Once again, it was obvious that the object was to accommodate corporate needs for speed rather than provide the public with timely and full data on which to judge the banks’ performance or the validity of the analysis performed by the regulatory agencies.
One of the great concerns of local communities is the potential for closing branches in low and moderate income neighborhoods in the wake of mergers like First Union-Signet.
But, both OCC and the Fed concede they don’t have hard information about First Union’s plans to close branches when the marriage with Signet is consummated. The two agencies admit they closed out this area on incomplete and preliminary information.
“As an initial matter, it is important to recognize the tentative nature of First Union’s preliminary branch closing plans in this case,” OCC wrote in its approval letter.
Similarly, the Federal Reserve noted that First Union has not “developed final plans” for branch closing, but claimed that it was privy to “preliminary and confidential” information about some of the planned branch closing. But the Fed flatly refused to provide the data to citizens challenging the merger. Again, speed dictated the quick dust-off of the critical question of what neighborhoods might lose banking services under First Union’ secret branch closing scheme.
When regulators fail to collect or release such key information, the rights of community groups to challenge mergers are effectively denied. The paucity of data also greatly diminishes the ability of Congress and the public to evaluate the performance and fairness of regulatory agencies in processing merger applications.
If branch closings got short shrift in the regulators’ considerations, the issue of bank fees charged to consumers and depositors was barely mentioned in the approval documents.

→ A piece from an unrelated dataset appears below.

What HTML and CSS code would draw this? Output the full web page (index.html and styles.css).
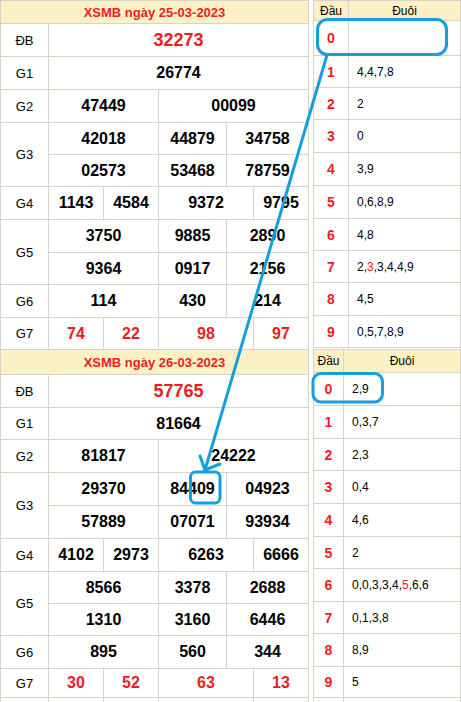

In a footnote, OCC, whose salaries are paid out assessments on banks, simply declared that “since an adequate number of alternative financial service providers will remain, fees should continue to reflect the effects of a competitive market.” The Comptroller provided no data to support such a deplorable claim in a banking market with uniformly high fees.
The Federal Reserve Board was totally dismissive, suggesting that the burden of proof about excessive fees was on the citizens, not the regulators.
Neither agency indicated that it had conducted a survey of fees in the territory served by First Union or had collected any data on how the “convenience and needs” of low and moderate income families could be met under First Union’s high fee schedule.
The First Union-Signet merger was also accompanied by a general pledge to commit “two billion dollars in community investment activities” in Virginia, D.C. and Maryland over the next three years. Such commitments have become standard public relations and regulatory sops to rush through big bank mergers and acquisitions.
Outside of broad categories, for example, the approval letters of the two agencies are devoid of details on how, when and where the investment funds will be allocated. Even more important, the regulators give no indication that they will monitor or enforce the commitments or provide ongoing publicly available data that would enable community groups to track and evaluate such amorphous promises.
The concentration of economic resources is a serious problem for the nation, but the negative consequences of the bank mergers are made many times worse when the regulators don’t take steps to ensure that communities and neighborhoods have adequate banking services. The regulators’ obligation to the public and local communities should not be given short shrift just because banking corporations want overnight service in the approval of merger applications. Surely, banking corporations which enjoy free taxpayer-backed deposit insurance, access to below market interest rate loans at Federal Reserve Banks and other subsidies can wait long enough for the regulators to properly meet their responsibilities to consumers, taxpayers and communities.